>Well, the Kilted one has been in a bit of a slump for a few months here. It’s mostly job related. Got laid off, and I’ve been busy selling my soul to the highest buyer. I’ve been keeping a very positive attitude, but it’s still a drawn out and challenging time in one’s life. I think men have a harder time being laid off, as on an instinctive level we feel like we’re inadequate if we don’t provide for our family. Sure, friends and relatives are all very nice, saying all the right things, but we still feel like sh*t.
As with most everything else that happens in my life, there’s a tie to golf. Several ties, actually.
Firstly, I just haven’t had enough time, energy, and mostly peace of mind to write about golf.
Job hunting in the internet age is almost a 24/7 proposition, and it takes every bit as much of your time as having an actual job. The difference is, you leave a job to come home. You’re never far away from another jobhunting step.
Being out of work is tremendously tiring. On the days when I have an interview I’m just shot for the rest of the day. Science has proven that being out of work is more stressful than ANY job you can have.

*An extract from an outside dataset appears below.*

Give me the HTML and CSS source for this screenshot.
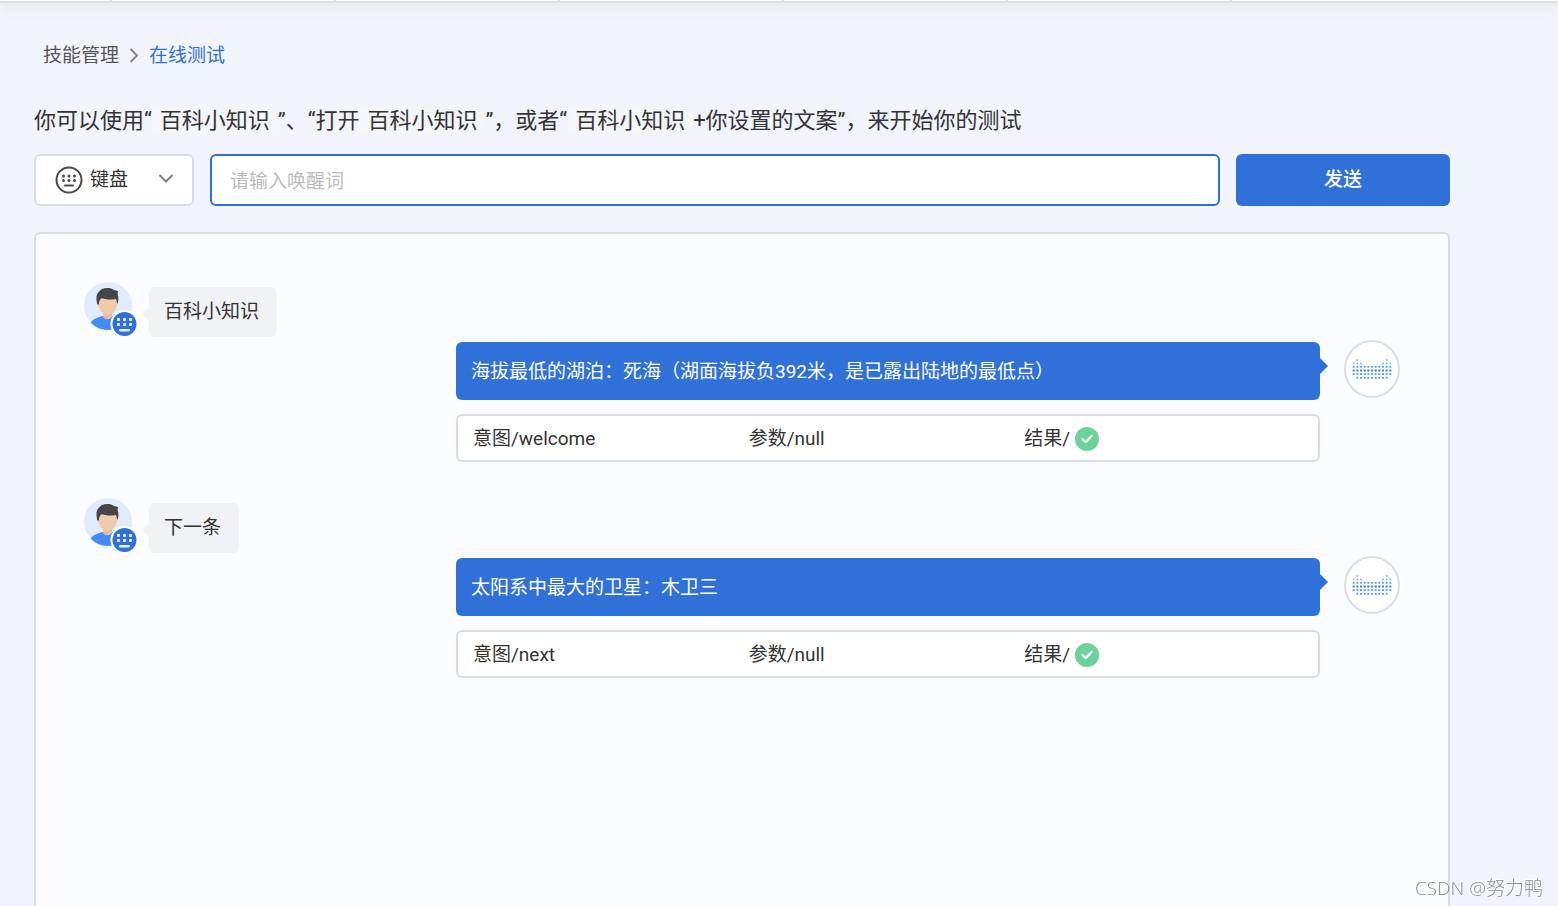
FILE: index.html
```html
<!DOCTYPE html>
<html lang="zh-CN">
<head>
<meta charset="utf-8">
<title>在线测试</title>
<link rel="stylesheet" href="styles.css">
</head>
<body>
<svg class="sprite" aria-hidden="true">
  <symbol id="user" viewBox="0 0 54 56">
    <clipPath id="face"><circle cx="24" cy="24" r="24"/></clipPath>
    <circle cx="24" cy="24" r="24" fill="#e0ecfd"/>
    <g clip-path="url(#face)">
      <path d="M6 42c2-5 8-7 13-8h9c5 1 11 3 14 8v8H6z" fill="#428bf8"/>
      <path d="M19 28h9v7c-2 3-7 3-9 0z" fill="#e6bf9f"/>
      <path d="M14 15h19v9c-1 4-5 9-9.500 9S15 28 14 24z" fill="#f0cbaa"/>
      <path d="M13.300 22.500C12 16 12 12.500 15 9.500c3-4 11-4.500 15-1.500l4 1-.500 3c1.500 3 1 7 0 10.500L32 17c-6 1-11 .5-14-1-2 1-3 3-3.200 6.500z" fill="#444547"/>
    </g>
    <circle cx="40.500" cy="42" r="14" fill="#fff"/>
    <circle cx="40.500" cy="42" r="12" fill="#3071d9"/>
    <g fill="#e7effb">
      <rect x="33" y="36" width="3" height="3" rx="1"/><rect x="39" y="36" width="3" height="3" rx="1"/><rect x="45" y="36" width="3" height="3" rx="1"/>
      <rect x="33" y="41" width="3" height="3" rx="1"/><rect x="39" y="41" width="3" height="3" rx="1"/><rect x="45" y="41" width="3" height="3" rx="1"/>
      <rect x="35" y="47" width="11" height="2.500" rx="1"/>
    </g>
  </symbol>
  <symbol id="bot" viewBox="0 0 52 54">
    <g fill="none" stroke="#5ea2f5" stroke-linecap="round" stroke-width="2.300">
      <path stroke="#86b9f7" stroke-width="2" d="M11.300 18h.01M40.700 18h.01M7.700 21.500h.01M11.300 21.500h.01M15 21.500h.01M37 21.500h.01M40.700 21.500h.01M44.300 21.500h.01"/>
      <path stroke-dasharray=".01 3.650" d="M7.700 24.800H44.400"/>
      <path stroke="#4b96f3" stroke-width="2.600" stroke-dasharray=".01 3.650" d="M7.700 28.500H44.400"/>
      <path stroke-dasharray=".01 3.650" d="M7.700 32.200H44.400"/>
      <path stroke-dasharray=".01 3.650" d="M11.360 35.800H40.800"/>
    </g>
  </symbol>
  <symbol id="ok" viewBox="0 0 24 24">
    <circle cx="12" cy="12" r="12" fill="#6dd19b"/>
    <path d="M7.500 12l3.200 3 6-6" fill="none" stroke="#fff" stroke-width="2.300" stroke-linecap="round" stroke-linejoin="round"/>
  </symbol>
</svg>

<div class="tabs"><span></span><span></span><span></span><span></span><span></span><span></span></div>

<main class="page">
  <nav class="crumbs">
    <a href="#skills">技能管理</a>
    <svg width="10" height="16" viewBox="0 0 10 16" aria-hidden="true"><path d="M1.500 1L8 7.500 1.500 14" fill="none" stroke="#7d8799" stroke-width="2"/></svg>
    <a class="current" href="#test">在线测试</a>
  </nav>

  <p class="intro">你可以使用“<span class="word">百科小知识</span>”、“打开<span class="word">百科小知识</span>”，或者“<span class="word">百科小知识</span>+你设置的文案”，来开始你的测试</p>

  <form class="bar">
    <div class="mode">
      <svg width="28" height="28" viewBox="0 0 28 28" aria-hidden="true">
        <circle cx="14" cy="14" r="12.500" fill="none" stroke="#4a4a4a" stroke-width="2"/>
        <g fill="#4a4a4a"><circle cx="8.500" cy="10" r="1.500"/><circle cx="14" cy="10" r="1.500"/><circle cx="19.500" cy="10" r="1.500"/><circle cx="8.500" cy="14.500" r="1.500"/><circle cx="14" cy="14.500" r="1.500"/><circle cx="19.500" cy="14.500" r="1.500"/><rect x="9" y="18.500" width="10" height="2" rx="1"/></g>
      </svg>
      <select aria-label="输入方式"><option>键盘</option></select>
      <svg class="chevron" width="16" height="12" viewBox="0 0 16 12" aria-hidden="true"><path d="M1.500 1L8 7.500 14.500 1" fill="none" stroke="#808080" stroke-width="2"/></svg>
    </div>
    <input class="wake" type="text" placeholder="请输入唤醒词" aria-label="唤醒词">
    <button class="send" type="button">发送</button>
  </form>

  <section class="chat">
    <article class="turn">
      <div class="ask">
        <svg class="user" aria-hidden="true"><use href="#user"/></svg>
        <p class="said">百科小知识</p>
      </div>
      <div class="reply">
        <div class="answer">
          <p class="bubble">海拔最低的湖泊：死海（湖面海拔负392米，是已露出陆地的最低点）</p>
          <div class="facts"><span>意图/welcome</span><span>参数/null</span><span>结果/<svg class="ok" role="img" aria-label="成功"><use href="#ok"/></svg></span></div>
        </div>
        <div class="bot"><svg width="52" height="54" aria-hidden="true"><use href="#bot"/></svg></div>
      </div>
    </article>
    <article class="turn">
      <div class="ask">
        <svg class="user" aria-hidden="true"><use href="#user"/></svg>
        <p class="said">下一条</p>
      </div>
      <div class="reply">
        <div class="answer">
          <p class="bubble">太阳系中最大的卫星：木卫三</p>
          <div class="facts"><span>意图/next</span><span>参数/null</span><span>结果/<svg class="ok" role="img" aria-label="成功"><use href="#ok"/></svg></span></div>
        </div>
        <div class="bot"><svg width="52" height="54" aria-hidden="true"><use href="#bot"/></svg></div>
      </div>
    </article>
  </section>
</main>
<div class="watermark">CSDN @努力鸭</div>
</body>
</html>
```
FILE: styles.css
```css
* { box-sizing: border-box; }

body {
  margin: 0;
  height: 100vh;
  display: flex;
  flex-direction: column;
  overflow: hidden;
  background: #f1f4fa;
  color: #333;
  font: 19px/28px Roboto, "Noto Sans CJK SC", sans-serif;
}

p { margin: 0; }
.sprite { position: absolute; width: 0; height: 0; }

.tabs {
  display: grid;
  grid-template-columns: 112px repeat(5, 224px);
  height: 3px;
  flex: none;
  background: #fff;
  border-bottom: 2px solid #dcdfe4;
  box-shadow: 0 2px 14px rgba(60, 70, 90, .22);
}
.tabs span { border-right: 2px solid #dfe1e5; }

.page {
  flex: 1;
  display: flex;
  flex-direction: column;
  padding: 39px 108px 0 34px;
}

.crumbs {
  display: flex;
  align-items: center;
  gap: 10px;
  padding-left: 9px;
}
.crumbs a { color: #555; text-decoration: none; }
.crumbs .current { color: #3071d9; }

.intro {
  margin-top: 35px;
  font-size: 22px;
  line-height: 32px;
}
.word {
  padding: 0 8px;
  background: #f3f5f9;
}

.bar {
  display: flex;
  gap: 16px;
  margin-top: 17px;
  height: 52px;
}
.mode {
  display: flex;
  align-items: center;
  width: 160px;
  padding: 0 18px 0 19px;
  background: #fff;
  border: 2px solid #d6dde7;
  border-radius: 6px;
}
.mode select {
  appearance: none;
  flex: 1;
  min-width: 0;
  padding: 0 0 0 7px;
  border: 0;
  background: none;
  color: #333;
  font: inherit;
}
.wake {
  flex: 1;
  min-width: 0;
  padding: 3px 18px 0;
  background: #fff;
  border: 2px solid #3071d9;
  border-radius: 6px;
  color: #333;
  font: inherit;
}
.wake::placeholder { color: #bbb; }
.send {
  width: 214px;
  border: 0;
  border-radius: 6px;
  background: #3071d9;
  color: #fff;
  font: inherit;
  font-weight: 500;
}

.chat {
  flex: 1;
  display: flex;
  flex-direction: column;
  gap: 36px;
  margin-top: 26px;
  padding: 48px;
  background: #fbfcff;
  border: 2px solid #d6dde7;
  border-bottom: 0;
  border-radius: 6px 6px 0 0;
}

.ask {
  display: flex;
  gap: 11px;
  height: 58px;
}
.user { width: 54px; height: 56px; }
.said {
  position: relative;
  align-self: flex-start;
  margin-top: 5px;
  padding: 11px 18px 11px 15px;
  background: #f1f2f5;
  border-radius: 6px;
}
.said::before {
  content: "";
  position: absolute;
  left: -7px;
  top: 20px;
  border: 7px solid transparent;
  border-left: 0;
  border-right-color: #f1f2f5;
}

.reply {
  display: flex;
  align-items: flex-start;
  gap: 24px;
  padding-left: 372px;
}
.answer {
  flex: 1;
  display: flex;
  flex-direction: column;
  gap: 14px;
  padding-top: 2px;
}
.bubble {
  position: relative;
  padding: 16px 15px 14px;
  background: #3071d9;
  border-radius: 6px;
  color: #fff;
}
.bubble::after {
  content: "";
  position: absolute;
  right: -8px;
  top: 16px;
  border: 8px solid transparent;
  border-right: 0;
  border-left-color: #3071d9;
}
.facts {
  display: grid;
  grid-template-columns: repeat(3, 1fr);
  padding: 9px 18px 7px 15px;
  background: #fff;
  border: 2px solid #d6dde7;
  border-radius: 6px;
}
.facts span {
  display: flex;
  align-items: center;
  gap: 5px;
}
.ok { width: 24px; height: 24px; }
.bot {
  width: 56px;
  height: 58px;
  background: #fff;
  border: 2px solid #d9dee6;
  border-radius: 50%;
}
.bot svg { display: block; }

.watermark {
  position: fixed;
  right: 15px;
  bottom: 4px;
  color: #8c8f94;
  font-family: "Open Sans", "Noto Sans CJK SC", sans-serif;
  text-shadow: -1px -1px 0 #fff;
  font-weight: 300;
}
```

Then there’s the peace of mind bit. Writing about golf is a luxury for me, and without having the lower rungs on my hierarchy of mental needs in place I just haven’t been able to get myself to the point where it was even possible for me to put words on paper (figuratively speaking, of course).
I go back to a partial round of golf I played back in 2003. I was deep in the throes of buying a new house, and my buddy was expecting his firstborn any day. We got about as far as 12 holes, and then we had to walk off the course. Our heads just weren’t in the game, and if they’re not 100% on the next shot there’s just no way to either have fun or play well. I remember my dad saying the same thing about a couple of instances where life got in the way of a good round.
I mean, that’s what we love about golf, right? It’s not that it’s relaxing, in and of itself. Are four foot downhill putts relaxing? Are long water carries relaxing? Are plugged lies in the bunker relaxing? Of course they’re not. The key is that while you worry about all those ups and downs of a round of golf you don’t worry about anything else that’s going on in your life. You don’t, because you can’t.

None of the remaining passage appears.